The MqExtension can help you rebase your patches via three-way merging. This feature is still under active development, but the general usage will be updated here as things change.

The most common scenario is a patch queue against upstream revision A which you want to update to upstream revision B. The basic model is to fully apply your current patch queue on top of revision A, and then use those changesets for merging any patches that don't apply properly to the new upstream revision. Merging is only used when a patch applies with fuzz or rejects against the new base.

Example:

# check that there are no uncommitted (not qrefreshed) changes.
# The steps below discard any such changes without any warning, at least in Mercurial 1.0.2
hg status

# push all of your patches.  This gives you changesets
# in the hg repo to merge with.
hg qpush -a

# use hg qsave to make a copy of the patch directory
# it prints the name of the backup directory used
hg qsave -e -c

# pull the new upstream revision.  Do not use pull -u
hg pull

# update to the new upstream head.  Do not use update -m
hg update -C tip

# use hg qpush -m to merge each patch
hg qpush -m -a

# after verifying the results, pop the old patch queue and
# delete the backups.  Since hg qpush -a -m created merge
# sets, we need to get rid of them with hg qpop first
#
# patches.N was printed by hg qsave
#
hg qpop -a
hg qpop -a -n patches.N
rm -rf .hg/patches.N

Command Detail

hg qsave -e -c does three things. First it pushes a save changeset onto the top of your current queue. This records the state of the status and series file in the save changeset. It can be removed with qpop, qrestore or strip.

hg qsave -c will make a copy of the patch directory.

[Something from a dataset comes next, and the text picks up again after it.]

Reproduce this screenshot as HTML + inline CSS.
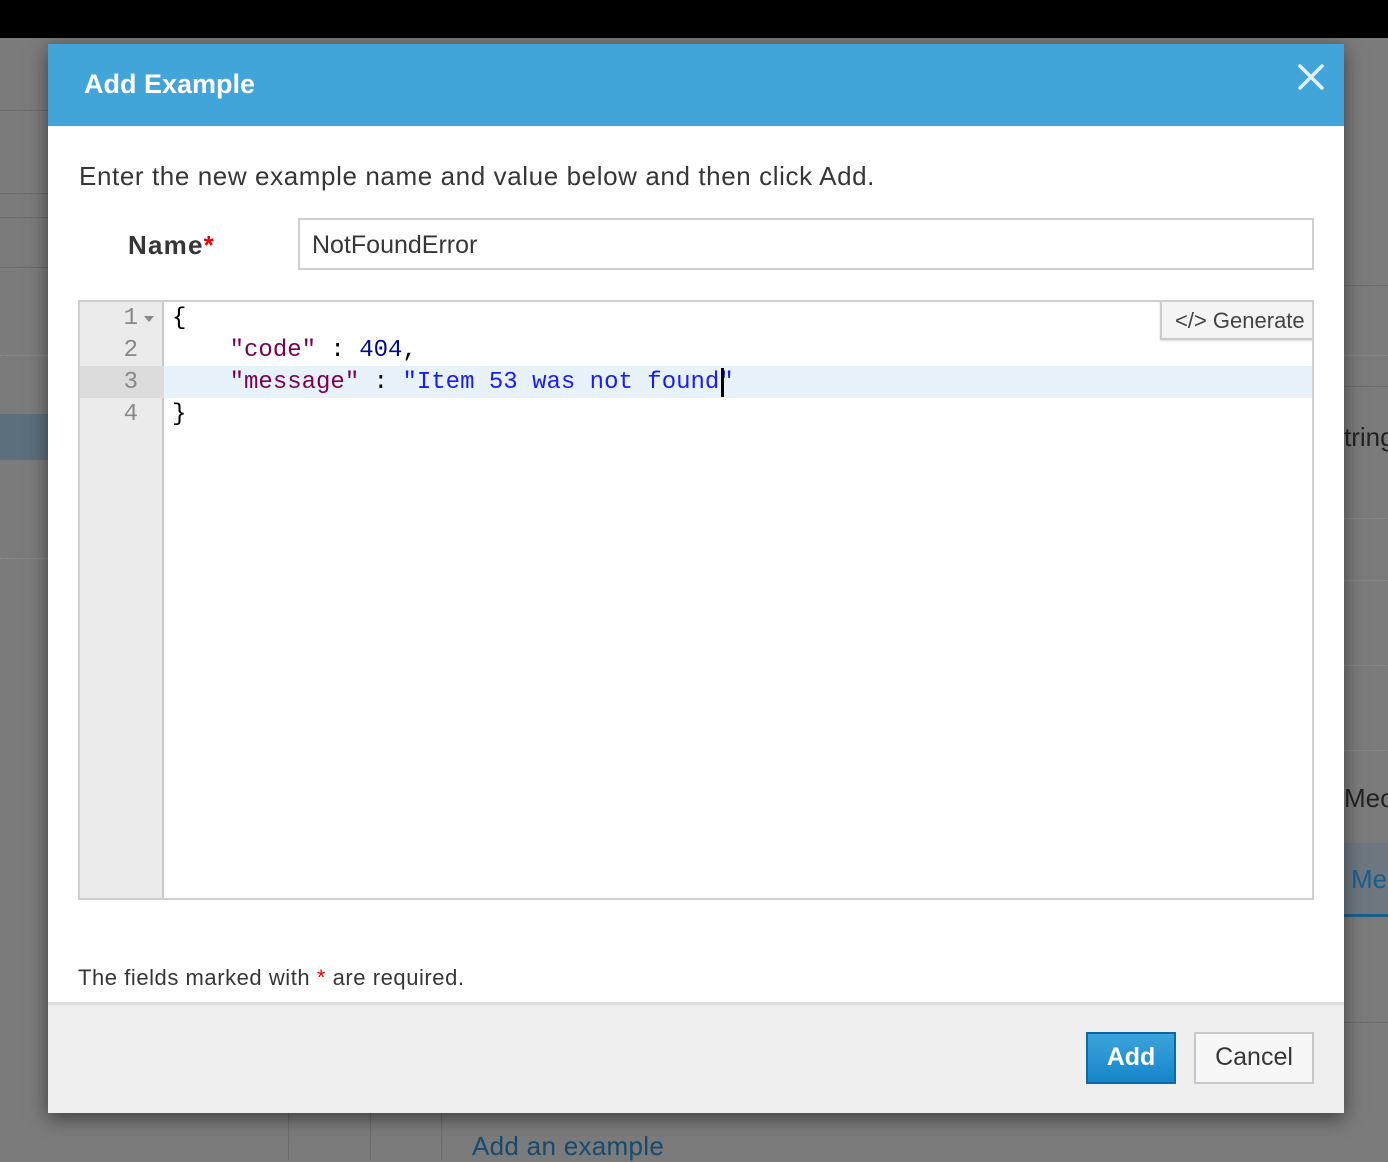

By default this will be named .hg/patches.N, where N is an integer >= 1. if .hg/patches.1 already exists, .hg/patches.2 will be used, etc. hg qsave -c -n name will use .hg/name as the destination for the copy.

hg qsave -e will delete .hg/patches/status after creating the save changeset. This file holds information about which patches are applied, so deleting it makes it look as though the patch queue is empty.

hg qpush -m triggers a three-way merge if the patch fails to apply. A saved patch queue is used to find the changesets for merging. qpush defaults to the .hg/patches.N directory with the highest number when trying to find a saved patch queue. hg qpush -m -n name can be used to specify the name of the save directory.

During qpush -m, each patch in .hg/patches/series is applied normally. If there are fuzz or rejects, the save queue status file is checked for a patch with the same name. A three way merge is done with the corresponding changeset, and a new patch is generated based on the result. The resulting merge changeset is then stripped away and the new patch is applied in the current queue.

At the end of the process described above, your repository will have one extra head from the old patch queue, and a copy of the old patch queue will be in .hg/patches.N. The extra head can be removed with hg qpop -a -n patches.N or hg strip and you can delete .hg/patches.N when you no longer need it as a backup.